Teenage boys can inspire both disgust and pity, sometimes at the same time, as they try to navigate their raging hormones and cultural instructions to conquer. So it's a fascinating and potentially cruel experiment to toss one into the Deep End, as in the wonderful 1970 film of that name. This isn't simply a cautionary tell about sexuality, it's also gorgeously weird and funny. I love it so much.
Poor, dumb little Mike (John Moulder Brown) gets a job at a bath house where his co-worker, Susan (Jane Asher), explains to him that the older women who come to the establishment like to use the boys employed there for their sexual fantasies. It does nothing to prepare him when Diana Dors in an absolutely fantastic cameo uses him to masturbate.
Later, Mike finds himself in a prostitute's bedroom who, after Mike describes his job, observes the two of them are basically in the same line of work. But Mike's not there to buy sex, he only has eyes for Susan.
Amidst all the casual petting and sex going on at the bath house, Mike still is compelled to make the usual immature error that because he has a crush on Susan it means he has a claim on her. Few women could be a more hopeless target for a possessive guy--Susan is regularly sleeping with at least two men and even peeps on Mike when he's changing. Jane Asher is so great in this movie, her face very pretty and conveying an unashamed, sharp intellect.
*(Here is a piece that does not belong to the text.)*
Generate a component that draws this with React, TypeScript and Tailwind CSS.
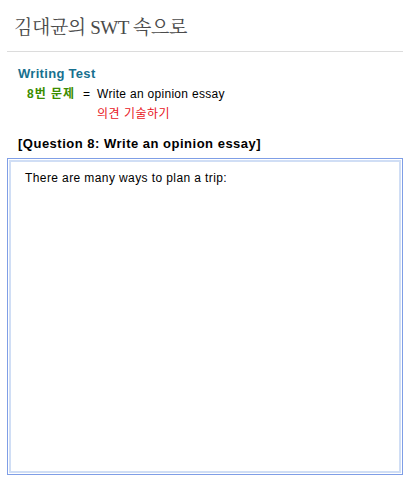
export default function App() {
  return (
    <div className="w-[410px] h-[480px] bg-white relative" style={{ fontFamily: '"Liberation Sans", "Noto Sans CJK KR", sans-serif' }}>
      <div className="px-[7px]">
        <div className="h-[52px] border-b border-[#dcdcdc] pl-[7px] pt-[16px]">
          <div className="text-[19px] leading-[24px] text-[#4a4a4a] tracking-[-0.4px]" style={{ fontFamily: '"Liberation Serif", "Noto Serif CJK KR", "Noto Sans CJK KR", serif' }}>김대균의 SWT 속으로</div>
        </div>
        <div className="pl-[11px] pt-[14px]">
          <div className="text-[13px] leading-[16px] font-bold text-[#17708f] tracking-[0.3px]">Writing Test</div>
          <div className="flex items-start mt-[4px] pl-[9px] text-[12px] leading-[16px]">
            <div className="w-[56px] font-bold text-[#3c8d00] tracking-[1px]">8번 문제</div>
            <div className="w-[14px] text-black">=</div>
            <div>
              <div className="text-black tracking-[0.3px]">Write an opinion essay</div>
              <div className="text-[#e8141c] mt-[4px] tracking-[0.5px]">의견 기술하기</div>
            </div>
          </div>
          <div className="mt-[14px] text-[13px] leading-[16px] font-bold text-black tracking-[0.5px]">[Question 8: Write an opinion essay]</div>
        </div>
        <div className="mt-[6px] h-[317px] border border-[#7f9ee6] p-px">
          <div className="h-full border-2 border-[#d0def5] pl-[14px] pt-[8px] text-[12px] leading-[16px] text-black tracking-[0.4px]">
            There are many ways to plan a trip:
          </div>
        </div>
      </div>
    </div>
  );
}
So that's the already pretty entertaining set up, but I love the ideas director Jerzy Skolimowski has to explore the issues and the characters. I love Mike pacing outside the club where Susan and her fiancé are having dinner--he orders hot dog after hot dog from a nearby cart and starts to feel sick. Earlier, he stalks Susan in a porno theatre she's gone to with her fiancé--she kisses Mike and calls the cops on him.
John Moulder Brown is so fresh faced and hapless, it's hard to determine how much to hold him responsible for his actions, particularly when Susan's instincts are playfully sadistic in a way Mike has no hope of handling. I love that the film never seems to apologise for anyone--it's almost like the exact opposite of The Rachel Papers in terms of its male protagonist. There's no sentimentalising of Mike's awkwardness. When he pesters Susan like a kid pulling pigtails on a playground, he's annoying. When he demands Susan explain a nude, life size cardboard cutout of her displayed in front of peep show, his indignation is ridiculous and pathetic. Susan's instincts to playfully torment him range from the mean to the actually kind of helpful, as when she punches out the head of a poster showing a pregnant man--meant to make men think about using contraception--and puts the poster around Mike's neck.
And, of course, this kid has no idea what she's trying to do and just smiles at her like a puppy. Ah, this movie is so good. Even the songs by Cat Stevens couldn't ruin it.